Raising Dust is a good book, a lucid and interesting dissertation on it subject, illustrated with some stunning archive photographs. When you look at the black-and-white plates of dervishes dancing alongside the walls of Jerusalem’s Old City, or of a sword dance at a Bedouin wedding of the early 20th century, the chronic romanticising of the region – by the world in general, not Rowe, who remains punctiliously clear-headed – becomes easier to forgive. But much more importantly, Raising Dust is also a good thing: an all-too-rare reminder that Palestinians are first and foremost people who, as it happens, do things like dance. The greatest disservice that has been done to Palestinians – by their leaders and supporters at least as much as by their enemies and occupiers – has been the reduction of them to a cause, a geo-strategic weapon, a charity case, a guilt-trip, a reason for self-righteous grandstanding, a problem. Few of the people who agitate vociferously for the Palestinians ever trouble themselves to go and meet them.

They should, and this applies especially to cheerleaders on both sides of the Israeli-Palestinian squabble. Those who reflexively defend any action taken by Israel, however cruel, disproportionate or counter-productive, will learn that not all Palestinian grievances are manufactured. Even – indeed, especially – for Palestinians who mean Israel and the people in it no harm whatsoever, life is frequently inconvenient, undignified, and worse. Rowe writes of his experience giving dance classes on the West Bank that “in almost every school and community centre that I entered, at least one local child had been killed or seriously injured by the Israeli military”. This is perfectly plausible, and utterly disgusting – (anybody thinking of writing to tell me that the Israel Defence Forces never shoot at civilians should save it for someone who hasn’t seen them do exactly that). By the same token, those who imbue all Palestinians with the untarnishable nobility popularly – though wrongly – believed to be a consequence of suffering, will learn that oppressed people are as capable as anyone else of acting like jackasses: Rowe, though his response is significantly more equable than mine would have been, recalls a dance performance in the West Bank town of Qalqilya being vetoed by local Hamas councillors, on the grounds that it flouted sharia law.

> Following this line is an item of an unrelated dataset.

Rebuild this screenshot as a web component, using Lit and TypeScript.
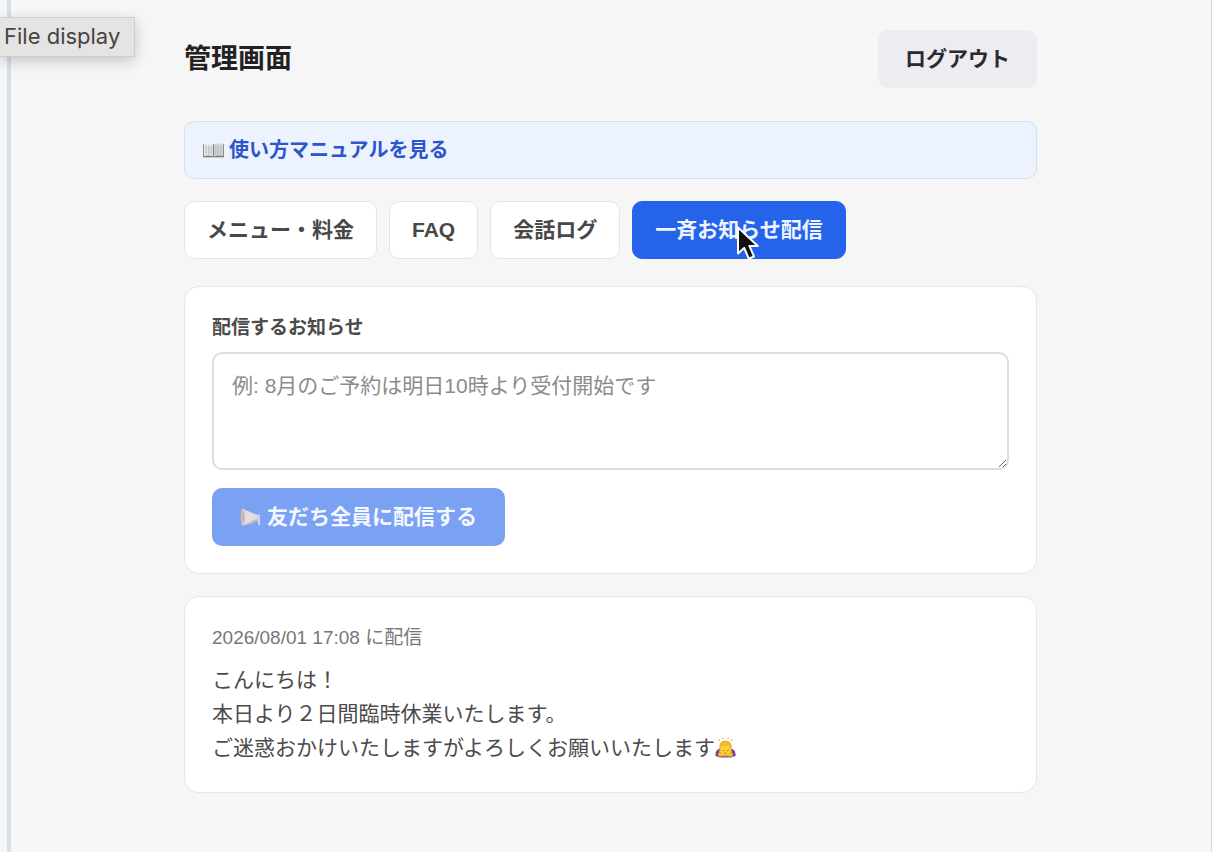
import { LitElement, html, css } from "lit";
import { customElement, state } from "lit/decorators.js";
import { classMap } from "lit/directives/class-map.js";

const bookIcon = html`<svg class="emoji" viewBox="0 0 20 20" aria-hidden="true">
  <path d="M0 4h20v12.500H0z" fill="#7b7e82" />
  <path d="M.8 3.600Q6 2.400 10 4.200V15.600Q6 14.200.8 15.200z" fill="#e6e7ea" />
  <path d="M19.200 3.600Q14 2.400 10 4.200V15.600q4-1.400 9.200-.4z" fill="#d3d5d9" />
  <path d="M3 5.500v8M5.500 5.500v8M7.800 5.500v8M12.200 5.500v8M14.500 5.500v8M17 5.500v8" stroke="#b5b8bd" stroke-width="1" />
  <path d="M10 4.200V16" stroke="#777b80" stroke-width="1" />
</svg>`;

const megaphoneIcon = html`<svg class="emoji" viewBox="0 0 22 22" aria-hidden="true">
  <path d="M7 13l2.600 4.500 3.600-.8-1.400-3.400" fill="none" stroke="#b6bed6" stroke-width="1.500" />
  <path d="M2 1.500L18 8.500v6L2 20z" fill="#e2dedc" />
  <path d="M2 20l16-8v2.500L2 20z" fill="#bdbac2" />
  <ellipse cx="3" cy="10.800" rx="2.200" ry="9.200" fill="#d6c1b5" />
  <ellipse cx="3.400" cy="10.800" rx="1.200" ry="6" fill="#c3b3ae" />
  <path d="M17.500 7.500l3.500.5v11l-1.500.3-1.500-5z" fill="#cdd3e6" />
</svg>`;

const bowIcon = html`<svg class="emoji" viewBox="0 0 22 22" role="img" aria-label="🙇">
  <path d="M.5 20q-.6-7 5-8h11q5.600 1 5 8l-5 1.500H5.500z" fill="#7a3f96" />
  <path d="M4.500 12Q4 4 11 4T17.500 12l.5 5q-1 3.500-7 3.500T4 17z" fill="#e3a21d" />
  <ellipse cx="11" cy="13.500" rx="5.600" ry="5.600" fill="#fbd23c" />
  <path d="M5 11Q5.500 5 11 5t6 6q-6-3-12 0z" fill="#f4bd25" />
  <path d="M7.800 14q1 1 2 0M12.200 14q1 1 2 0M9.800 17h2.400" fill="none" stroke="#9b5d16" stroke-width=".9" />
  <path d="M3 17.500q2-1.500 4.500 0l.5 3H4zM19 17.500q-2-1.500-4.500 0l-.5 3h4z" fill="#f5c02c" />
  <path d="M5 4L3.800 2.500M8.500 2.500L8 .8M13.500 2.500L14 .8M17 4l1.200-1.500" stroke="#efa95a" stroke-width="1.200" />
</svg>`;

const TABS = ["メニュー・料金", "FAQ", "会話ログ", "一斉お知らせ配信"];

@customElement("app-root")
export class AppRoot extends LitElement {
  @state() private active = 3;

  static styles = css`
    :host {
      display: block;
      position: relative;
      box-sizing: border-box;
      min-height: 100vh;
      background: #f6f6f6;
      color: #4b4b4b;
      font-family: "Liberation Sans", "Noto Sans CJK JP", sans-serif;
      font-size: 21px;
      line-height: 34px;
    }
    * {
      box-sizing: border-box;
    }
    .frame {
      min-height: 100vh;
      border-left: 4px solid #d8dfe5;
      border-right: 1px solid #cfd8e4;
      margin-left: 7px;
      box-shadow: -7px 0 0 #f3f7fa;
      padding: 30px 25px 30px 24px;
    }
    main {
      display: flex;
      flex-direction: column;
      max-width: 853px;
      margin: 0 auto;
    }
    header {
      display: flex;
      justify-content: space-between;
      align-items: center;
    }
    h1 {
      margin: 0;
      font-size: 27px;
      font-weight: 700;
      color: #222;
    }
    button {
      font: inherit;
      font-weight: 700;
      height: 58px;
      margin: 0;
      border: 1px solid transparent;
      border-radius: 10px;
      white-space: nowrap;
      display: flex;
      align-items: center;
    }
    .logout {
      padding: 0 26px;
      background: #ededf1;
      color: #2b2b2d;
    }
    .manual {
      display: flex;
      align-items: center;
      gap: 5px;
      height: 58px;
      margin-top: 33px;
      padding: 0 18px;
      border: 1px solid #cfdff5;
      border-radius: 10px;
      background: #edf3fe;
      color: #2f55cb;
      font-size: 20px;
      font-weight: 700;
      text-decoration: none;
    }
    nav {
      display: flex;
      flex-wrap: wrap;
      gap: 12px;
      margin-top: 22px;
    }
    .tab {
      padding: 0 22px;
      background: #fff;
      border-color: #e5e5e6;
      color: #484848;
    }
    .tab.active {
      background: #2563eb;
      border-color: #2563eb;
      color: #eef4ff;
    }
    .card {
      padding: 24px 27px 27px;
      border: 1px solid #e6e6e7;
      border-radius: 15px;
      background: #fff;
    }
    .compose {
      display: flex;
      flex-direction: column;
      align-items: flex-start;
      margin-top: 27px;
    }
    label {
      font-size: 19px;
      font-weight: 700;
    }
    textarea {
      display: block;
      width: 100%;
      height: 118px;
      margin: 7px 0 18px;
      padding: 15px 18px;
      border: 2px solid #dcdddd;
      border-radius: 10px;
      background: #fff;
      color: #333;
      font: inherit;
      resize: vertical;
    }
    textarea::placeholder {
      color: #8b8b8b;
    }
    .send {
      gap: 6px;
      padding: 0 27px;
      background: #7ba1f3;
      color: #f3f7ff;
    }
    .history {
      margin-top: 22px;
    }
    time {
      display: block;
      font-size: 19px;
      color: #777;
    }
    .history p {
      margin: 8px 0 0;
    }
    .emoji {
      width: 21px;
      height: 21px;
      flex: none;
    }
    p .emoji {
      vertical-align: -3px;
    }
    .tooltip {
      position: absolute;
      left: 0;
      top: 17px;
      height: 40px;
      padding: 0 14px 0 4px;
      border: 1px solid #cfcecd;
      border-left: 0;
      background: #e6e4e2;
      color: #454443;
      font: 22px/36px Inter, sans-serif;
      box-shadow: 0 4px 14px rgba(0, 0, 0, 0.2);
    }
    .cursor {
      position: absolute;
      left: 735px;
      top: 225px;
      width: 27px;
      height: 37px;
      pointer-events: none;
    }
  `;

  render() {
    return html`
      <div class="frame">
        <main>
          <header>
            <h1>管理画面</h1>
            <button class="logout" type="button">ログアウト</button>
          </header>
          <a class="manual" href="#manual">${bookIcon}<span>使い方マニュアルを見る</span></a>
          <nav>
            ${TABS.map(
              (name, i) => html`<button
                type="button"
                class=${classMap({ tab: true, active: i === this.active })}
                @click=${() => (this.active = i)}
              >${name}</button>`
            )}
          </nav>
          <section class="card compose">
            <label for="notice">配信するお知らせ</label>
            <textarea id="notice" placeholder="例: 8月のご予約は明日10時より受付開始です"></textarea>
            <button class="send" type="button" disabled>${megaphoneIcon}<span>友だち全員に配信する</span></button>
          </section>
          <article class="card history">
            <time datetime="2026-08-01T17:08">2026/08/01 17:08 に配信</time>
            <p>こんにちは！<br />本日より２日間臨時休業いたします。<br />ご迷惑おかけいたしますがよろしくお願いいたします${bowIcon}</p>
          </article>
        </main>
      </div>
      <div class="tooltip" role="tooltip">File display</div>
      <svg class="cursor" viewBox="0 0 27 37" aria-hidden="true">
        <path d="M3 2.500v26l6.200-5.600 4.600 10.800 5.200-2.200-4.600-10.600h8.400z" fill="#111" stroke="#fff" stroke-width="2" stroke-linejoin="round" />
      </svg>
    `;
  }
}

It is understandable that media coverage of Palestinians is so concentrated on the militants among them – Hamas, Islamic Jihad, the Al-Aqsa Martyrs’ Brigades and sundry ratbags are not only picturesquely violent but have unquestionable, if altogether depressing, popular support. It is ceaselessly astonishing, however, at least to this observer, that those who purport to support the Palestinian people don’t see the electoral success of Hamas in Gaza in particular as the consequence of negative reinforcement that it is: it’s a common reaction of any person or people to react to unfair criticism by becoming exactly what they were accused of being.

The homes of Ramallah, Nablus, Jenin, Jericho, Gaza and Rafah are as bedazzled by the global media as homes everywhere else. If the people living in them saw less of themselves, and we saw less of them, as victims and terrorists, and more of Palestinians as dancers (and architects and carpenters and shopkeepers and chefs and taxi drivers and various other basically decent sorts putting in a day’s work), we might all – with the exception of those deriving various satisfactions from the Palestinians’ plight – be pleasantly surprised by the consequences.